The third and best emotion, if all goes well, is wonder. I don't need to tell you about that. You'll know it when it hits you and you wonder why you never did anything like this before.

So now we've sorted out your head, let's look at a few tips for handling the outside world.

Rules of the road

1. -Talk to people. Whether it's fellow travellers or locals, the people you meet are one of the great pleasures of any trip. They're also the best source of inside information on what's really good to see or to avoid locally.

2. -Don't plan too much. You'll find that local information or simple serendipity open opportunities which you could never anticipate - a side trip you hadn't planned, a festival you didn't know about, a place you want to savour for longer than expected. So be flexible: leave unscheduled gaps in your trip and try not to buy tickets you can't change.

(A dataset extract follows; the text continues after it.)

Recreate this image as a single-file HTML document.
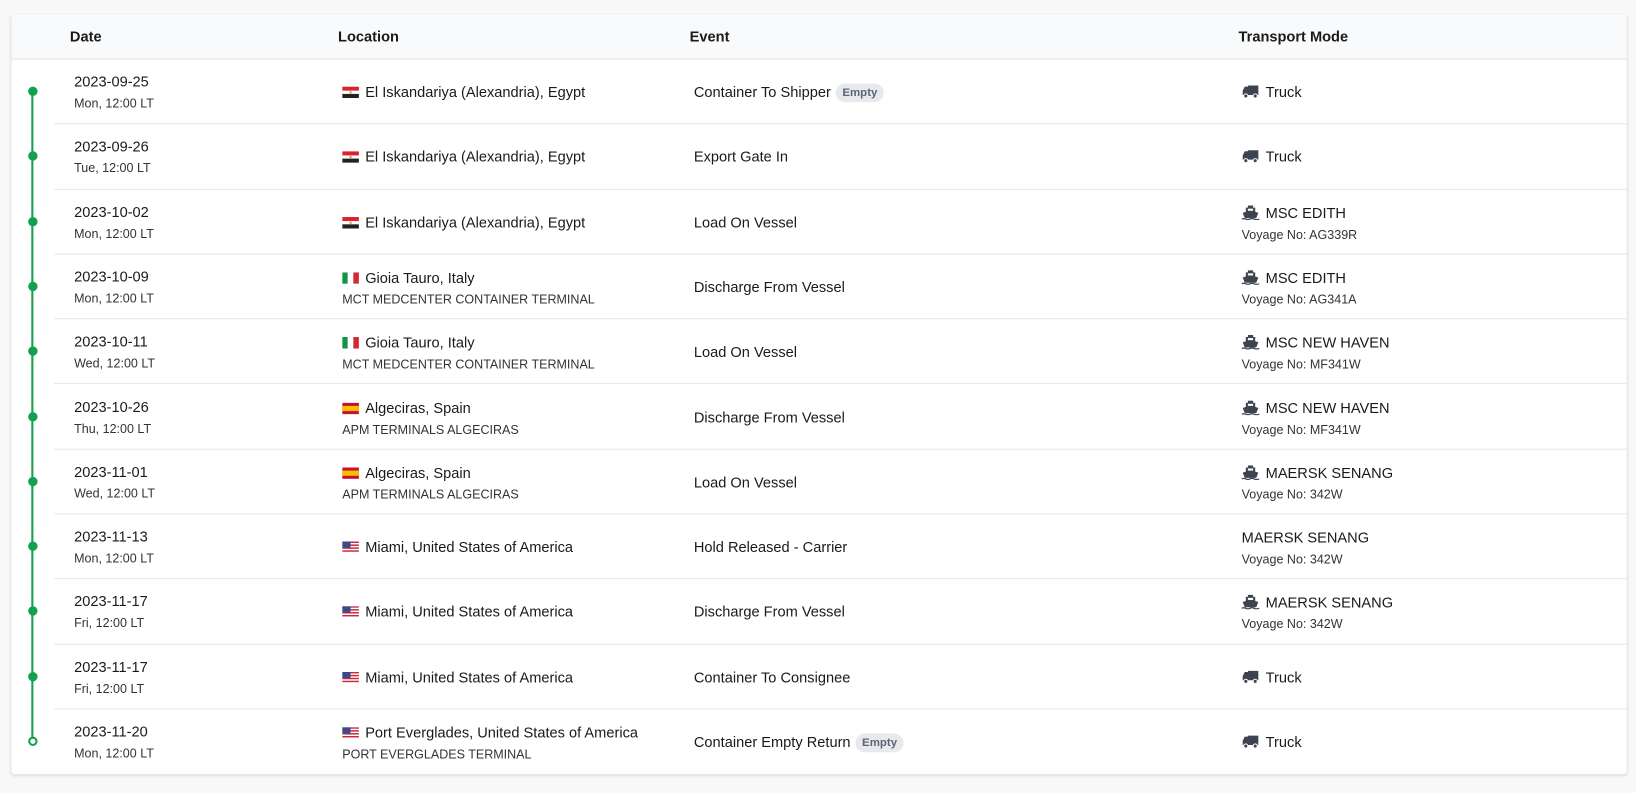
<!DOCTYPE html>
<html><head><style>
*{margin:0;padding:0;box-sizing:border-box}
body{width:1636px;height:791px;background:#f8f8f8;font-family:"Liberation Sans",sans-serif;color:#1a1a1a;position:relative;overflow:hidden}
.wrap{position:absolute;left:0;top:0;width:1568px;height:760px;transform:scale(1.0434);transform-origin:0 0}
.card{position:absolute;left:11px;top:14px;width:1548px;height:728px;background:#fff;border-radius:3px;box-shadow:0 1px 3px rgba(0,0,0,.15)}
.hd{position:absolute;left:0;top:0;width:100%;height:43px;background:#f9fafb;border-bottom:1px solid #e3e5e8;font-weight:bold;font-size:14px}
.hd span{position:absolute;top:13px}
.row{position:absolute;left:0;width:100%;height:62.3px}
.row .ln{position:absolute;left:41px;right:0;bottom:0;border-bottom:1px solid #e6e7ea}
.c{position:absolute;font-size:14px;white-space:nowrap}
.s{font-size:12px;color:#333;display:block;margin-top:6px}
.tl{position:absolute;left:19px;top:73px;width:2px;height:625px;background:#12a150}
.dot{position:absolute;left:15.5px;width:9px;height:9px;border-radius:50%;background:#12a150}
.flag{display:inline-block;width:16px;height:11px;vertical-align:-1px;margin-right:6px}
.badge{display:inline-block;background:#e8e9ec;color:#5b6675;font-size:11px;font-weight:bold;padding:3px 6px;border-radius:10px;margin-left:5px;vertical-align:1px}
.ic{display:inline-block;width:17px;height:14px;vertical-align:-2px;margin-right:6px}
</style></head><body>
<div class="wrap">
<div class="card">
<div class="hd"><span style="left:56px">Date</span><span style="left:313px">Location</span><span style="left:650px">Event</span><span style="left:1176px">Transport Mode</span></div>
<div class="tl"></div>
<div id="rows"></div>
</div>
</div>
<script>
const eg='<svg class="flag" viewBox="0 0 16 11"><rect width="16" height="4" fill="#d9232e"/><rect y="4" width="16" height="3" fill="#fff"/><rect y="7" width="16" height="4" fill="#222"/><rect x="7" y="4.5" width="2" height="2" fill="#c9a13a"/></svg>';
const it='<svg class="flag" viewBox="0 0 16 11"><rect width="5.3" height="11" fill="#109247"/><rect x="5.3" width="5.4" height="11" fill="#fff" stroke="#ddd" stroke-width=".3"/><rect x="10.7" width="5.3" height="11" fill="#d22a35"/></svg>';
const es='<svg class="flag" viewBox="0 0 16 11"><rect width="16" height="11" fill="#c8102e"/><rect y="3" width="16" height="5" fill="#fabd00"/></svg>';
const us='<svg class="flag" viewBox="0 0 16 11"><rect width="16" height="11" fill="#fff"/><g fill="#c8283a"><rect width="16" height="1.4"/><rect y="2.8" width="16" height="1.4"/><rect y="5.6" width="16" height="1.4"/><rect y="8.4" width="16" height="1.4"/></g><rect width="8" height="6" fill="#3c4a8a"/></svg>';
const truck='<svg class="ic" viewBox="0 0 17 14"><path d="M6 1h10v9H6zM1 6l2-4h3v8H1z" fill="#3d4450"/><circle cx="4" cy="11" r="2" fill="#3d4450" stroke="#fff"/><circle cx="13" cy="11" r="2" fill="#3d4450" stroke="#fff"/></svg>';
const ship='<svg class="ic" viewBox="0 0 17 14"><path d="M6 0h5v2H6zM4 2h9v4l3 1-2 5H3L1 7l3-1z" fill="#3d4450"/><path d="M0 13q2-1 4 0t4 0 4 0 5 0" stroke="#3d4450" stroke-width="1.2" fill="none"/><rect x="6" y="3" width="5" height="2" fill="#fff"/></svg>';
const R=[
['2023-09-25','Mon',eg,'El Iskandariya (Alexandria), Egypt','','Container To Shipper',1,truck,'Truck',''],
['2023-09-26','Tue',eg,'El Iskandariya (Alexandria), Egypt','','Export Gate In',0,truck,'Truck',''],
['2023-10-02','Mon',eg,'El Iskandariya (Alexandria), Egypt','','Load On Vessel',0,ship,'MSC EDITH','AG339R'],
['2023-10-09','Mon',it,'Gioia Tauro, Italy','MCT MEDCENTER CONTAINER TERMINAL','Discharge From Vessel',0,ship,'MSC EDITH','AG341A'],
['2023-10-11','Wed',it,'Gioia Tauro, Italy','MCT MEDCENTER CONTAINER TERMINAL','Load On Vessel',0,ship,'MSC NEW HAVEN','MF341W'],
['2023-10-26','Thu',es,'Algeciras, Spain','APM TERMINALS ALGECIRAS','Discharge From Vessel',0,ship,'MSC NEW HAVEN','MF341W'],
['2023-11-01','Wed',es,'Algeciras, Spain','APM TERMINALS ALGECIRAS','Load On Vessel',0,ship,'MAERSK SENANG','342W'],
['2023-11-13','Mon',us,'Miami, United States of America','','Hold Released - Carrier',0,'','MAERSK SENANG','342W'],
['2023-11-17','Fri',us,'Miami, United States of America','','Discharge From Vessel',0,ship,'MAERSK SENANG','342W'],
['2023-11-17','Fri',us,'Miami, United States of America','','Container To Consignee',0,truck,'Truck',''],
['2023-11-20','Mon',us,'Port Everglades, United States of America','PORT EVERGLADES TERMINAL','Container Empty Return',1,truck,'Truck','']];
let h='';
R.forEach((r,i)=>{const top=43+i*62.3;
const ct=y=>y?'top:14px':'top:23px';
h+=`<div class="row" style="top:${top}px">${i<10?'<div class="ln"></div>':''}
<div class="c" style="left:60px;top:13px">${r[0]}<span class="s">${r[1]}, 12:00 LT</span></div>
<div class="c" style="left:317px;${ct(r[4])}">${r[2]}${r[3]}${r[4]?'<span class="s">'+r[4]+'</span>':''}</div>
<div class="c" style="left:654px;top:23px">${r[5]}${r[6]?'<span class="badge">Empty</span>':''}</div>
<div class="c" style="left:1179px;${ct(r[9])}">${r[7]}${r[8]}${r[9]?'<span class="s">Voyage No: '+r[9]+'</span>':''}</div></div>`;
h+=`<div class="dot" style="top:${top+26}px;${i==10?'background:#fff;border:2px solid #12a150':''}"></div>`;});
document.getElementById('rows').innerHTML=h;
</script>
</body></html>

3. -Be patient: especially in developing countries. Where the infrastructure is poor, getting things done can take ages. You stand more chance of achieving your goal by persisting very patiently and politely, than by demanding Western standards where they could not exist.

4. -Never lose your temper. It goes down much worse than it might at home, and can escalate situations rather dramatically.

5. -Trust your instincts. If a situation seems unnerving in any way, duck out of it. Always take your security precautions seriously. Learn to judge people and situations quickly and act accordingly. Equally, if something seems unexpectedly appealing, go for it.

6. -Enjoy. Don't take everything too seriously. Allow yourself to appreciate the strangeness of foreign cultures, and exercise your sense of humour regularly.

And finally

Let me leave you with a portrait of another first-time traveller: my friend Marius. He's a game warden in South Africa, six foot six and built like a rhino. Out in the bush he's a bit of a daredevil, known to chase lions on foot and to fly his microlight above wild game. I drove with Marius right across the deserts of Namibia and none of our adventures scared him.

But Marius had never been outside southern Africa, until the day he visited London. I suggested we meet in Covent Garden, a trendy part of town. And there he was, an unmistakable figure among the glittering designer-shoppers and black-clad cappuccino-drinkers, dressed just as I had last seen him in the Transvaal: khaki shorts, dusty T-shirts, 'feltie' boots. On his belt he carried an enormous bush knife (until I said he'd better hide it, because in England it would be confiscated as an offensive weapon).

He stood on the kerb and we talked a long time, until I realised that he was rooted to the spot. "Pretty glad to see you, Jon," he said in his Afrikaans accent. "Man, I can take anything back home, but your traffic here scares me stiff."

And it was true. The cars down Long Acre had him running for cover. He'd rather walk round the block than cross the street. And the crowds of shoppers just baffled him. He stood there like a bull elephant sniffing the wind. How he managed the underground trains I cannot imagine.

Then I took him to see the Changing of the Guard outside Buckingham Palace, and he wept at the pageantry of it all. Later he explained that he'd never seen snow before, so I put him on a train for the Scottish Highlands - after buying him his first pair of jeans, just to keep him warm up there. And he still talks about that trip with fondness.

Which just goes to show that, however great our experience, we're all first-time travellers at heart.